#31 - De zon zien zakken

Emile Van Doren (1865-1949) zag de zon eindeloos vaak zakken in de Molenvijver, die op een boogscheut lag van villa Le Coin Perdu, zijn thuis. Dit tafereel, van de ondergaande zon, de hemelse kleurenpracht in alle tinten en spiegeling ervan in het water schilderde hij talloze keren, in alle seizoenen en weersomstandigheden, vaak vanop een plek met het silhouet van de Sint-Martinuskerk aan de horizon als vast herkenningspunt. We stellen ons zo voor dat hij telkens weer zijn schildersspullen onder de arm nam, van thuis uit de helling van de Dorpsbeekvallei af wandelde, de Verloren Kostweg (vandaag Henri Decleenestraat) en de toenmalige spoorweg (huidige Europalaan) overstak en doorwandelde tot waar vandaag het Heempark begint.
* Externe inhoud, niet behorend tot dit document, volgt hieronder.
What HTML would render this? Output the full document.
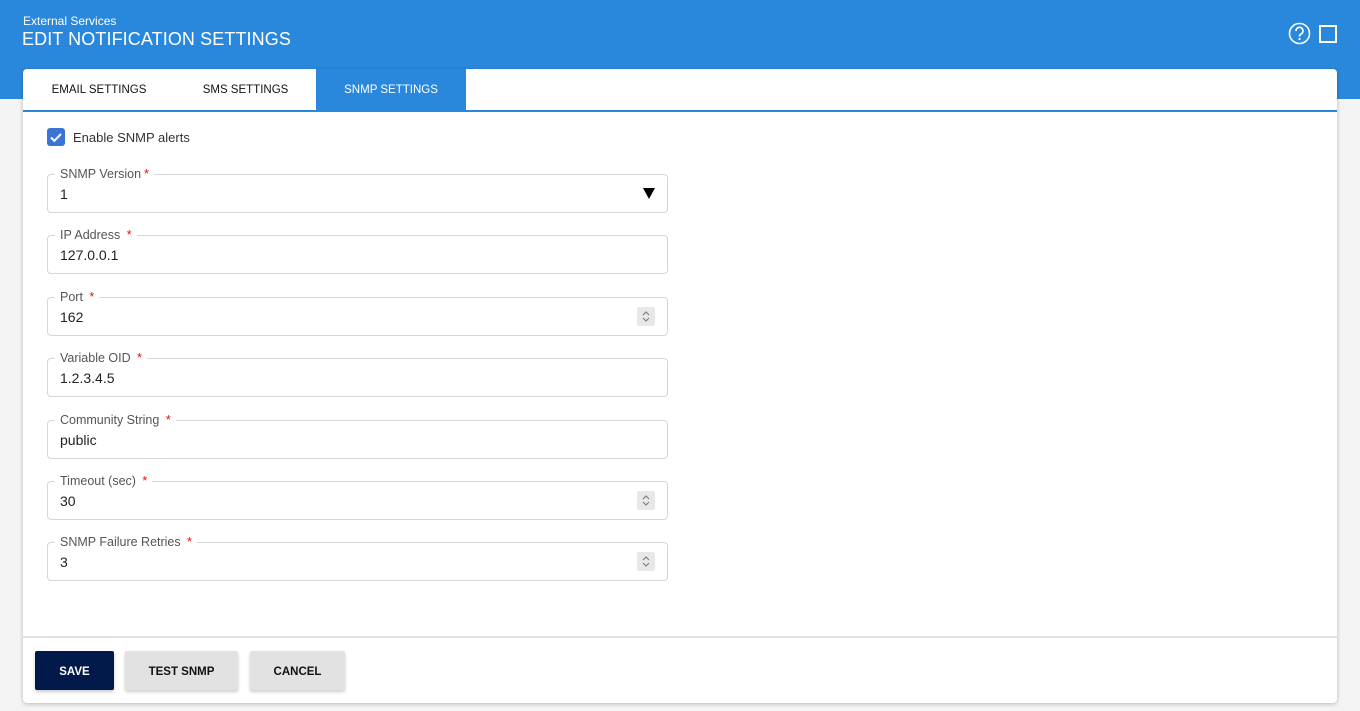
<!DOCTYPE html>
<html><head><meta charset="utf-8">
<style>
*{box-sizing:border-box;margin:0;padding:0}
body{width:1360px;height:711px;overflow:hidden;background:#f4f4f4;font-family:"Liberation Sans",Arial,sans-serif;position:relative}
.hdr{position:absolute;left:0;top:0;width:1360px;height:99px;background:#2a88dc}
.sub{position:absolute;left:23px;top:14px;color:#fff;font-size:12px}
.ttl{position:absolute;left:22px;top:29px;color:#fff;font-size:18px;letter-spacing:0.1px}
.card{position:absolute;left:23px;top:69px;width:1314px;height:634px;background:#fff;border-radius:4px;box-shadow:0 1px 4px rgba(0,0,0,.25)}
.tabs{position:absolute;left:0;top:0;width:1314px;height:43px;border-bottom:2px solid #2a88dc}
.tab{position:absolute;top:0;height:41px;line-height:43px;font-size:11.5px;color:#111;text-align:center;font-weight:500}
.tab.on{background:#2a88dc;color:#fff}
.cb{position:absolute;left:24px;top:59px;width:18px;height:18px;background:#3a74d4;border-radius:3px}
.cbl{position:absolute;left:50px;top:61px;font-size:13px;color:#333}
.f{position:absolute;left:24px;width:621px;height:39px;border:1px solid #d6d6d6;border-radius:4px}
.f .lb{position:absolute;left:7px;top:-8px;background:#fff;padding:0 5px;font-size:12.5px;color:#555;line-height:14px}
.f .lb b{color:#e01010;font-weight:normal;margin-left:3px}
.f .v{position:absolute;left:12px;top:11px;font-size:14px;color:#222}
.sp{position:absolute;right:12px;top:9px;width:18px;height:19px;background:#e8e8e8;border-radius:2px}
.arr{position:absolute;right:12px;top:13px;width:0;height:0;border-left:6px solid transparent;border-right:6px solid transparent;border-top:11px solid #000}
.sep{position:absolute;left:0;top:567px;width:1314px;height:2px;background:#e2e2e2}
.btn{position:absolute;top:582px;height:39px;line-height:43px;text-align:center;font-size:11.5px;font-weight:bold;border-radius:2px;color:#111;background:#e2e2e2;box-shadow:0 2px 3px rgba(0,0,0,.2)}
</style></head><body>
<div class="hdr">
<div class="sub">External Services</div>
<div class="ttl">EDIT NOTIFICATION SETTINGS</div>
<svg style="position:absolute;left:1288px;top:22px" width="23" height="23" viewBox="0 0 23 23"><circle cx="11.5" cy="11.5" r="10" fill="none" stroke="#fff" stroke-width="1.6"/><path d="M8 9a3.5 3.5 0 1 1 5 3c-1 .6-1.5 1.2-1.5 2.5" fill="none" stroke="#fff" stroke-width="1.7"/><circle cx="11.5" cy="17" r="1.1" fill="#fff"/></svg>
<div style="position:absolute;left:1319px;top:25px;width:18px;height:18px;border:2px solid #fff"></div>
</div>
<div class="card">
<div class="tabs">
<div class="tab" style="left:0;width:152px">EMAIL SETTINGS</div>
<div class="tab" style="left:152px;width:141px">SMS SETTINGS</div>
<div class="tab on" style="left:293px;width:150px">SNMP SETTINGS</div>
</div>
<div class="cb"><svg width="18" height="18" viewBox="0 0 18 18"><path d="M4 9.5l3.3 3.3L14 6" fill="none" stroke="#fff" stroke-width="2"/></svg></div>
<div class="cbl">Enable SNMP alerts</div>
<div class="f" style="top:105px"><div class="lb">SNMP Version<b>*</b></div><div class="v">1</div><div class="arr"></div></div>
<div class="f" style="top:166px"><div class="lb">IP Address <b>*</b></div><div class="v">127.0.0.1</div></div>
<div class="f" style="top:228px"><div class="lb">Port <b>*</b></div><div class="v">162</div><div class="sp"><svg width="18" height="19" viewBox="0 0 18 19"><path d="M6 8l3-3 3 3M6 11l3 3 3-3" fill="none" stroke="#777" stroke-width="1"/></svg></div></div>
<div class="f" style="top:289px"><div class="lb">Variable OID <b>*</b></div><div class="v">1.2.3.4.5</div></div>
<div class="f" style="top:351px"><div class="lb">Community String <b>*</b></div><div class="v">public</div></div>
<div class="f" style="top:412px"><div class="lb">Timeout (sec) <b>*</b></div><div class="v">30</div><div class="sp"><svg width="18" height="19" viewBox="0 0 18 19"><path d="M6 8l3-3 3 3M6 11l3 3 3-3" fill="none" stroke="#777" stroke-width="1"/></svg></div></div>
<div class="f" style="top:473px"><div class="lb">SNMP Failure Retries <b>*</b></div><div class="v">3</div><div class="sp"><svg width="18" height="19" viewBox="0 0 18 19"><path d="M6 8l3-3 3 3M6 11l3 3 3-3" fill="none" stroke="#777" stroke-width="1"/></svg></div></div>
<div class="sep"></div>
<div class="btn" style="left:12px;width:79px;background:#021a4a;color:#fff">SAVE</div>
<div class="btn" style="left:102px;width:113px">TEST SNMP</div>
<div class="btn" style="left:227px;width:95px">CANCEL</div>
</div>
</body></html>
Daar plantte hij zijn schilderezel in de grond en zette zich neer, de blik westwaarts gericht. De kleurrijke, los en vlot geschilderde impressionistische doeken die zo ontstonden tonen het onnavolgbare vakmanschap van Emile Van Doren, dat ook voor de toenmalige kunstpers niet onopgemerkt bleef.

Zo schreef Pol de Mont, ooit nog conservator van het Museum voor Schone Kunsten in Antwerpen:

Weinigen vinden zoo gemakkelijk als hij mooi omlijnde onderwerpen; weinigen geraken tot aan een aangenamer bladvulling. En dan komt er nog bij een onmiskenbare, zij ’t al niet intense zin voor de poëzie van den hem omgevenden buiten, van ven, hei, sparrenbosch en zandwegel in oogenblikken van weemoed en stilte.
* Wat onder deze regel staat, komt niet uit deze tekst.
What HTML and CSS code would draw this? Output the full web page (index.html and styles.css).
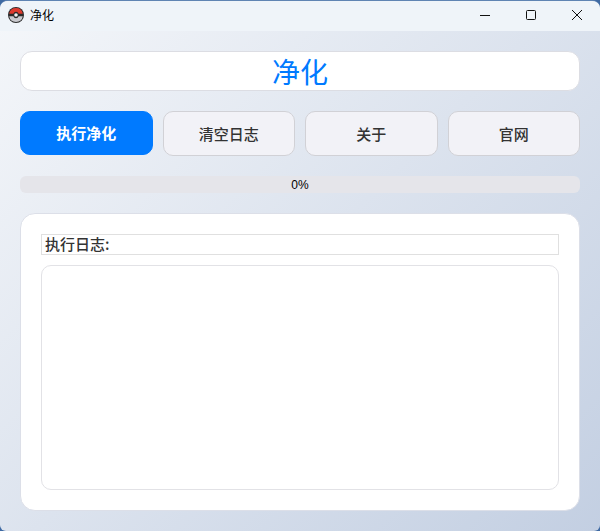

En naar aanleiding van een andere tentoonstelling schreef hij:


’t Is zuiver impressionistische kunst, weergave van vlug voorbijgaande en even vlug uitgedrukte indrukken. Hij is (...) in den ban van Corot: hij ziet in de natuur hoofdzakelijk kleur, en licht en lucht – wat volstrekt geen gebrek is, in mijn oogen – en doet den vorm, de plans, uitsluitend met kleur uitkomen. Hij (…) heeft gevoel voor ruimte, breedte, zekere grootscheid.”

Ook de Limburgse kunstcriticus Jan Dessers, die Van Doren persoonlijk goed kende, roemde zijn zoektocht naar licht en kleur.


Steeds is hij op zoek naar licht, in alle aspecten die het vertoont in de Kempen. Dit verklaart de grote rol van zijn hemelen, die onvergelijkbaar zijn doordat hij er steeds de trilling van de lucht, de luminositeit en de harmonieuze, geleidelijke vermindering van de intensiteit weet in te leggen. (...) Altijd doorpeilt hij grondig de meest subtiele verscheidenheid van uren en seizoenen. Met de grootste nauwgezetheid wil hij een uitzonderlijk lichttoneel in de natuur weergeven. Hij laat dan niets van het schouwspel over aan voltooiing in het atelier. Eerder dan zijn tafereel als factor van herinnering thuis af te werken, wacht hij liever geduldig met de voleinding van zulk werk tot zich hetzelfde lichteffect of verschijnsel in gelijke omstandigheden voordoet in de natuur. Zo komt het, dat sommige doeken slechts na jaren afgewerkt worden.”

Het verhaal wil namelijk dat een winterzicht bij ondergaande zon om die reden twintig jaar wachtte op voltooiing.
De volgehouden keuze voor hetzelfde onderwerp - in essentie Genk en zijn landschap, en in deze in het bijzonder de Molenvijver bij ondergaande zon - zorgde ook voor veel kritiek. Hij zou in herhaling vallen.
Zo merkte Karel van den Woestijne op:

"Aan opfrisschen, aan evoluëeren denkt Emile van Doren intusschen alles behalve. Is het ééne doek naar zijne inzichten voldoende gevuld, dan begint hij met het vullen van het volgende doek. Steeds doet hij het met hetzelfde geweten, ik zei haast: met dezelfde plichtsbetrachting. Aan verscheidenheid heeft hij persoonlijk, naar het lijkt, maling. Voor die verscheidenheid moeten de uren van den dag en de seizoenen van het jaar maar zorgen. Emile van Doren, het dient gezeid, ontvangt ze alle op eene gelijke liefde, hetgeen wil zeggen: eene eendere liefde en eene liefde zonder onstuimigheid."

De kern van de kunst van Van Doren lijkt echter net deze zoektocht naar de veranderingen van kleur, licht en lucht in het landschap, dat transformeert bij het komen en gaan van de seizoenen, het opkomen en ondergaan van zon en maan. Het is hierin dat hij variatie zocht, en meesterschap toonde.